Rising North Korean tensions and the DMZ

By Alex Bregman

As North Korea continues to hold missile tests and tensions mount, there may be no place on earth where that strain is felt more than in what’s known as the Demilitarized Zone, or the DMZ.

So what is it and how did it come to be?

The DMZ is an area established in 1953, at the end of the Korean War, that divides the Korean Peninsula between North and South Korea. It’s about 150 miles long and two and a half miles wide and sits roughly along the 38th parallel — the line that divided the North from the South at the end of World War Two.

The areas around the DMZ are heavily fortified with troops from both the North and the South, but inside the space itself there’s not a whole lot.

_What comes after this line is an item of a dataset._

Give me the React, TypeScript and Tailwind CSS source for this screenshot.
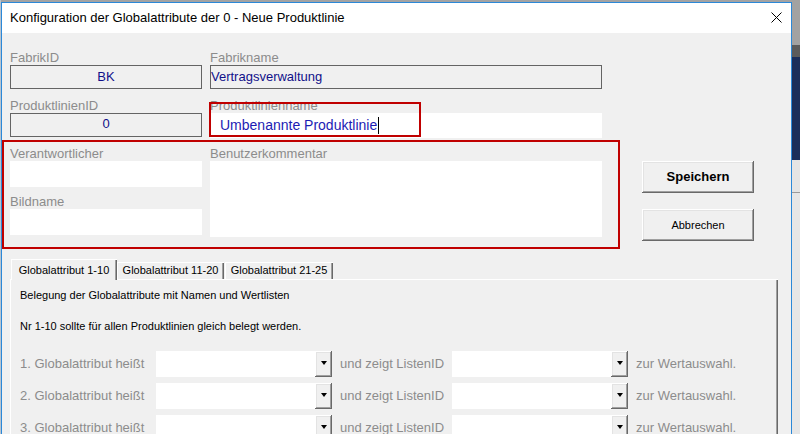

Each side maintains what’s called a peace village or truce village. Much of the area has become a nature reserve and home to rare birds and fish.

Then there is what’s called the Joint Security Area, which, for a long time, was the only official place the North and South communicated. That doesn’t mean both sides haven’t used the tense border to communicate in other ways, including installing loudspeakers and even floating balloons with attached propaganda messages to try to get them to the other side.

At least four tunnels have also been built by the North, which it claims is for coal mining, but it’s assumed they would be used for troops if there were to be an invasion.

Despite the high tension surrounding the border, the area itself has remained relatively peaceful over the years, with the exception of a couple of incidents, including one in which two American soldiers were killed by North Korean troops in 1976 and another in 1984, when three North Korean soldiers and one South Korean were killed in a firefight.

More recently, land mines installed by the North have also raised concern, particularly when two South Korean soldiers were maimed.

Maybe most importantly for American politics, the DMZ has also been used for presidential photo-ops to send a message to the North. The area has been visited by Presidents Carter, Reagan, Clinton, George W. Bush and Obama.

Under the Trump Administration, both Secretary of State Rex Tillerson and Vice President Mike Pence have also visited the area. In a recent interview, Pence described the visit: “To stand there, as I had the privilege to do, at the DMZ, and to look into North Korea for me was … a chilling experience.”

So as the tensions continue to rise in the region, when it comes to where those tensions may be the highest, the DMZ, at least you can say, “Now I get it.”